Decolonizing Practices for Smudging
You’re likely familiar with the term “smudging”, otherwise known as the practice of smoke cleansing. However, “smudging” is actually a word to describe a closed spiritual practice of the Indigenous people in North America and Canada. We do our best to avoid using this term, as we are located in Seattle, Washington and are very aware that we occupy the traditional land of the first people of Seattle, the Duwamish Tribe. As a business, we strive to live with honor and gratitude toward the land itself and the Duwamish People, past and present.
Using words, medicines, or traditions from closed practices is appropriative, exploitative, and insensitive to a culture which has been devastated by colonialism, so we believe that the ethical response is to change both our actions and our vocabulary. We have altered our language and offer the suggestion of “smoke cleansing” instead of “smudging” as the term used around this practice.

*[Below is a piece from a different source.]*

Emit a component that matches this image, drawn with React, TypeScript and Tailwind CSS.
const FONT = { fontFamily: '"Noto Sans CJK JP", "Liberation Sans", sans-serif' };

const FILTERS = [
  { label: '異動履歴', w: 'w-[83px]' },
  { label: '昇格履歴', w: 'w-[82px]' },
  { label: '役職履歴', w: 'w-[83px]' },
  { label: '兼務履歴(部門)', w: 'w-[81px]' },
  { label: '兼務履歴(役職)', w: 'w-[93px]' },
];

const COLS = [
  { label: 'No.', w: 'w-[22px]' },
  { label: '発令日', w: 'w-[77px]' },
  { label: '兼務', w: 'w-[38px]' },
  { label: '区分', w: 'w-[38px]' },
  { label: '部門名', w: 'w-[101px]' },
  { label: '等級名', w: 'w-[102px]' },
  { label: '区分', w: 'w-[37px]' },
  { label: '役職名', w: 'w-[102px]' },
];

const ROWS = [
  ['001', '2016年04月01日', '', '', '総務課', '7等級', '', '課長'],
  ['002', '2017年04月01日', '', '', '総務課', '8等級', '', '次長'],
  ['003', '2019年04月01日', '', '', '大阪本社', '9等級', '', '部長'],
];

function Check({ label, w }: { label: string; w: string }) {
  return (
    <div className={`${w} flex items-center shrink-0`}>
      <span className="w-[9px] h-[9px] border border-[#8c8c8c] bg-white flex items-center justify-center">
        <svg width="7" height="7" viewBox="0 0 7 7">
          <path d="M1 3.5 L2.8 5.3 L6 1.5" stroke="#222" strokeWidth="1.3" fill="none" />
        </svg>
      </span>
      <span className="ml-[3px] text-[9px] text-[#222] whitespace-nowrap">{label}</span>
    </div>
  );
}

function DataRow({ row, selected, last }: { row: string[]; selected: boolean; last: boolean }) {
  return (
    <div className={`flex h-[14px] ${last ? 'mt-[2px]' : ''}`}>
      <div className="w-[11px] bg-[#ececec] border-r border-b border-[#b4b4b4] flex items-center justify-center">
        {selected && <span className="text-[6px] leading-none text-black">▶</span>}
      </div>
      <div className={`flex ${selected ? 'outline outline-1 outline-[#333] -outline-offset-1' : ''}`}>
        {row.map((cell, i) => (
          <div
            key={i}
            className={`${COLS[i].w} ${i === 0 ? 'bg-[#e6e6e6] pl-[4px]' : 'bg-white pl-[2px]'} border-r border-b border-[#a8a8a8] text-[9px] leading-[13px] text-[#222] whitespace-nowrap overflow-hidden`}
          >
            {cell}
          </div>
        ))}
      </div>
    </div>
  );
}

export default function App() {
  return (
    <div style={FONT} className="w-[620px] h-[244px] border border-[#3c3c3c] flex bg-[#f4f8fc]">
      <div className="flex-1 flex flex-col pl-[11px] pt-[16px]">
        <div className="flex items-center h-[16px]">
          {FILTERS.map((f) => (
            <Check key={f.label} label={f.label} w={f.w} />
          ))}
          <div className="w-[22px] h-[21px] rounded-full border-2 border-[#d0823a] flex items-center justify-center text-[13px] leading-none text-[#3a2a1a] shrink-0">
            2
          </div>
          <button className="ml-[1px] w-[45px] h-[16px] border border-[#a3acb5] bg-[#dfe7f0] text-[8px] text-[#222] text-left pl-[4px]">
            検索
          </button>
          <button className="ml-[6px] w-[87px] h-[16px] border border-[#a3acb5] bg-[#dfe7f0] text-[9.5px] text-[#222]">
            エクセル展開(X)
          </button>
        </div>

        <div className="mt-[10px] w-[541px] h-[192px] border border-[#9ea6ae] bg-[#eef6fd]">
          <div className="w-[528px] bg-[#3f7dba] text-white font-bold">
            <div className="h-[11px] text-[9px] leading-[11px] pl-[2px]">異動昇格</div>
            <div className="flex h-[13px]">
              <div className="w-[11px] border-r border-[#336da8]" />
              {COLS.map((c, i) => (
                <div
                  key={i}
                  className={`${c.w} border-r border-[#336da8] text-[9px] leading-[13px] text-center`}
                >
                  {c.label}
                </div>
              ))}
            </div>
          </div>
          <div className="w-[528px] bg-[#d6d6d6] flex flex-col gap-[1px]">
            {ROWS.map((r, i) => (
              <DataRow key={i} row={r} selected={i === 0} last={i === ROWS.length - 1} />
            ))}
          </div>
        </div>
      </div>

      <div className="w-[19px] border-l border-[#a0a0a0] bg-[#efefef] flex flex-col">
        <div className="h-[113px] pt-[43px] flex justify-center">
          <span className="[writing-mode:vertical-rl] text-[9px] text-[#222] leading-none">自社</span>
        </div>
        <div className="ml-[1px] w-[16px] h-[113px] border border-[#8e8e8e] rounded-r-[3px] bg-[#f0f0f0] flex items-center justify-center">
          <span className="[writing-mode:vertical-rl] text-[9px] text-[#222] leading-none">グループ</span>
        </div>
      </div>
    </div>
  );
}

Decolonizing Medicines for Smoke Cleansing
The most popular material for smoke cleansing is White Sage, and it’s now endangered due to unsustainable harvesting. White Sage is a traditional Indigenous smudging material, and we do not suggest its use unless you are Indigenous yourself or have purchased it from a tribe, as they know how to harvest safely and sustainably. Culinary Sage and Desert Sage work well as replacements for White Sage, and using them does not appropriate the medicines of other cultures.
Palo Santo is a wild tree found in Central and South America, and is another popular smoke cleansing tool. Unfortunately, it is in danger of being over-harvested as well. If you wish to use it, it should be sourced from someone who collects sustainably — from naturally fallen (already dead) wood. Unsustainable practices have decimated Palo Santo, and this sacred medicine needs to be protected and preserved.

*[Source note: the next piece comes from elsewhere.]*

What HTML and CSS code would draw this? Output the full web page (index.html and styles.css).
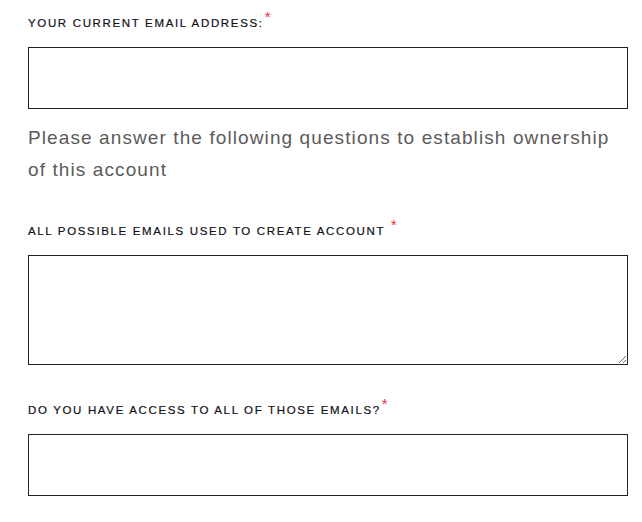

We highly encourage you to find medicines that are non-appropriative, locally abundant, and easily sustainably harvested. Cleansing your space and your crystals is a wonderful practice to maintain, but to honor those around us and those who came before us, as well as instilling properly high vibrations into your crystals, it should always be done ethically and sustainably.
Some of the best plant medicine available grows in your own backyard. There are all types of materials that can be bundled and/or dried to use as a smoke cleansing tool, not just sage. The most powerful medicines are actually ones that are close to you and to your generational or ancestral ties. Learn all about which herbs are good substitutions to appropriative medicines, how to harvest plants, and how to create your smoke cleansing bundles.

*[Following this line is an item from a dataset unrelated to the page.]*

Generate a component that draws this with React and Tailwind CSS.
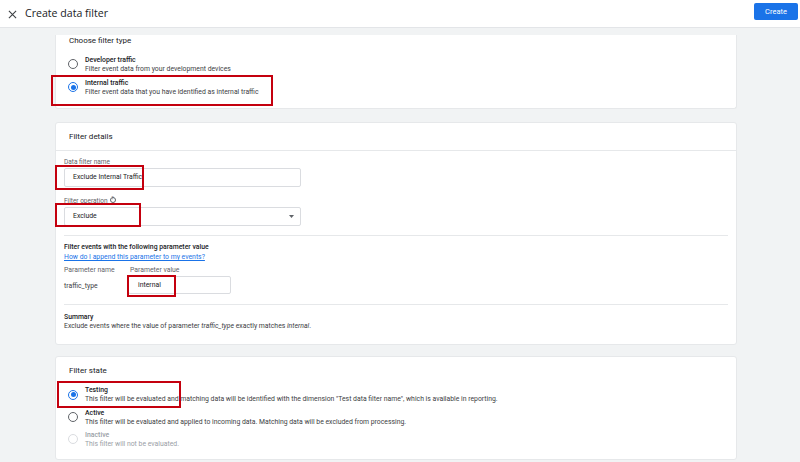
import React from "react";

const font = { fontFamily: "Roboto, 'Noto Sans', Arial, sans-serif" };

const Radio = ({ checked, disabled }) => (
  <div
    className={`w-[10px] h-[10px] rounded-full border flex items-center justify-center shrink-0 ${
      checked ? "border-[#1a73e8]" : disabled ? "border-[#dadce0]" : "border-[#5f6368]"
    }`}
  >
    {checked && <div className="w-[5px] h-[5px] rounded-full bg-[#1a73e8]" />}
  </div>
);

const Option = ({ title, desc, checked, disabled, rowClass }) => (
  <div className={`flex items-center gap-[7px] ${rowClass}`}>
    <Radio checked={checked} disabled={disabled} />
    <div className="flex flex-col">
      <div className={`text-[6.9px] leading-[10px] font-medium ${disabled ? "text-[#9aa0a6]" : "text-[#202124]"}`}>{title}</div>
      <div className={`text-[6.85px] leading-[9px] ${disabled ? "text-[#9aa0a6]" : "text-[#3c4043]"}`}>{desc}</div>
    </div>
  </div>
);

const RedBox = ({ cls }) => (
  <div className={`absolute border-[2.5px] border-[#c4000e] pointer-events-none ${cls}`} />
);

export default function App() {
  return (
    <div className="relative w-[800px] h-[462px] overflow-hidden bg-[#f1f3f4]" style={font}>
      {/* header */}
      <div className="h-[28px] bg-white border-b border-[#e3e5e8] flex items-center pl-[8px] pr-[2px]">
        <svg width="9" height="9" viewBox="0 0 10 10" className="mt-[1px]">
          <path d="M1 1 L9 9 M9 1 L1 9" stroke="#3c4043" strokeWidth="1.2" />
        </svg>
        <div className="ml-[8px] text-[10.6px] text-[#202124]" style={{ fontFamily: "'Open Sans', Roboto, sans-serif" }}>
          Create data filter
        </div>
        <div className="ml-auto w-[44px] h-[17px] mb-[4px] rounded-[2px] bg-[#1a73e8] text-white text-[7.5px] flex items-center justify-center">
          Create
        </div>
      </div>

      <div className="pl-[55px]">
        {/* card 1 */}
        <div className="w-[682px] bg-white rounded-b-[3px] border-x border-b border-[#e6e8ea] pl-[12px] pb-[11px]">
          <div className="h-[12px] mt-[7px] ml-[1px] text-[8px] leading-[12px] text-[#202124]">Choose filter type</div>
          <Option
            rowClass="mt-[7px] h-[20px]"
            title="Developer traffic"
            desc="Filter event data from your development devices"
          />
          <Option
            rowClass="mt-[3px] h-[20px]"
            checked
            title="Internal traffic"
            desc="Filter event data that you have identified as internal traffic"
          />
        </div>

        {/* card 2 */}
        <div className="mt-[13px] w-[682px] h-[223px] bg-white rounded-[3px] border border-[#e6e8ea]">
          <div className="h-[28px] border-b border-[#e6e8ea] flex items-center pl-[13px] text-[8px] text-[#202124]">
            Filter details
          </div>
          <div className="px-[8px]">
            <div className="mt-[6px] h-[10px] text-[6.5px] leading-[10px] text-[#5f6368]">Data filter name</div>
            <div className="mt-[1px] w-[237px] h-[19px] border border-[#dadce0] rounded-[2px] flex items-center pl-[8px] text-[6.85px] text-[#202124]">
              Exclude Internal Traffic
            </div>
            <div className="mt-[9px] h-[10px] text-[6.5px] leading-[10px] text-[#5f6368] flex items-center gap-[2px]">
              Filter operation
              <span className="inline-flex w-[6px] h-[6px] rounded-full border border-[#5f6368] text-[4.5px] items-center justify-center leading-none -mt-[3px]">?</span>
            </div>
            <div className="mt-[1px] w-[237px] h-[19px] border border-[#dadce0] rounded-[2px] flex items-center pl-[8px] pr-[6px] text-[6.85px] text-[#202124]">
              Exclude
              <svg width="5" height="3" viewBox="0 0 5 3" className="ml-auto">
                <path d="M0 0 L5 0 L2.5 3 Z" fill="#5f6368" />
              </svg>
            </div>
            <div className="mt-[9px] border-t border-[#e6e8ea]" />
            <div className="mt-[6px] h-[10px] text-[6.85px] leading-[10px] font-medium text-[#202124]">
              Filter events with the following parameter value
            </div>
            <div className="h-[10px] text-[6.85px] leading-[10px] text-[#1a73e8] underline">
              How do I append this parameter to my events?
            </div>
            <div className="mt-[3px] h-[10px] flex text-[6.85px] leading-[10px] text-[#5f6368]">
              <div className="w-[66px]">Parameter name</div>
              <div>Parameter value</div>
            </div>
            <div className="mt-[1px] flex items-center">
              <div className="w-[64px] text-[6.85px] text-[#3c4043] mt-[2px]">traffic_type</div>
              <div className="w-[103px] h-[18px] border border-[#dadce0] rounded-[2px] flex items-center pl-[9px] text-[6.85px] text-[#202124]">
                internal
              </div>
            </div>
            <div className="mt-[10px] border-t border-[#e6e8ea]" />
            <div className="mt-[7px] h-[10px] text-[6.85px] leading-[10px] font-medium text-[#202124]">Summary</div>
            <div className="h-[9px] text-[6.85px] leading-[9px] text-[#3c4043]">
              Exclude events where the value of parameter <i>traffic_type</i> exactly matches <i>internal</i>.
            </div>
          </div>
        </div>

        {/* card 3 */}
        <div className="mt-[11px] w-[682px] h-[104px] bg-white rounded-[3px] border border-[#e6e8ea] pl-[12px]">
          <div className="mt-[8px] ml-[1px] h-[12px] text-[8px] leading-[12px] text-[#202124]">Filter state</div>
          <Option
            rowClass="mt-[8px] h-[19px]"
            checked
            title="Testing"
            desc={'This filter will be evaluated and matching data will be identified with the dimension "Test data filter name", which is available in reporting.'}
          />
          <Option
            rowClass="mt-[3.5px] h-[19px]"
            title="Active"
            desc="This filter will be evaluated and applied to incoming data. Matching data will be excluded from processing."
          />
          <Option
            rowClass="mt-[3px] h-[19px]"
            disabled
            title="Inactive"
            desc="This filter will not be evaluated."
          />
        </div>
      </div>

      {/* annotation boxes */}
      <RedBox cls="left-[51px] top-[75px] w-[222px] h-[31px]" />
      <RedBox cls="left-[55px] top-[165px] w-[89px] h-[25px]" />
      <RedBox cls="left-[55px] top-[203px] w-[86px] h-[24px]" />
      <RedBox cls="left-[127px] top-[275px] w-[49px] h-[22px]" />
      <RedBox cls="left-[57px] top-[381px] w-[124px] h-[27px]" />
    </div>
  );
}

Appreciating Spiritual Practices
So how do you know if something is exploitive or appropriative, versus appreciating and sharing different cultures? What’s the difference?
Whether it’s yoga, meditation, or smudging, many of the popular spiritual practices in today’s world have been borrowed from other cultures. This isn’t necessarily a negative thing — cultures grow, evolve, and learn from each other all the time. Ethics start to get murky, however, when a predominant and more powerful group of people take the practices of another oppressed or less powerful group of people. Adopting smudging as a practice, if you are not Indigenous, is a perfect example of this dynamic. Even though an individual might not feel that what they are doing is harmful, when people in an oppressed cultural or ethnic group are chastised, penalized, or traumatized because of their practices, and someone in the dominant power group can do these things without either harm, or fear of harm, it highlights the unbalanced power dynamic.
This is especially true if adopting these practices causes harm to the tradition or tools of the culture the dominant power group is borrowing from — like it has done to White Sage. The popularity and unsustainable harvesting practices of this sacred herb have threatened the very medicine that North American Indigenous people have been using for a millenia.
We understand that this is a difficult topic to explore, and by no means are we perfect. We are all learning and growing every day, and adjusting our practices and lives as we learn. Our goal is to become more decolonized, anti-racist, and working to root out exploitation whenever and wherever we can. As a diverse team made up of a wide array of ethnicities, neurodivergence, genders and sexualities, we believe that the highest spiritual vibrations are possible when all people and cultures are honored and respected.
We hope that you will join us in this mission to change ourselves (and thereby the world), and that if anything, it will inspire you to ask questions and allow for honest, critical answers, even if they might disturb your current paradigm. We don’t get better until we all get better.
We hope you will join us in healing.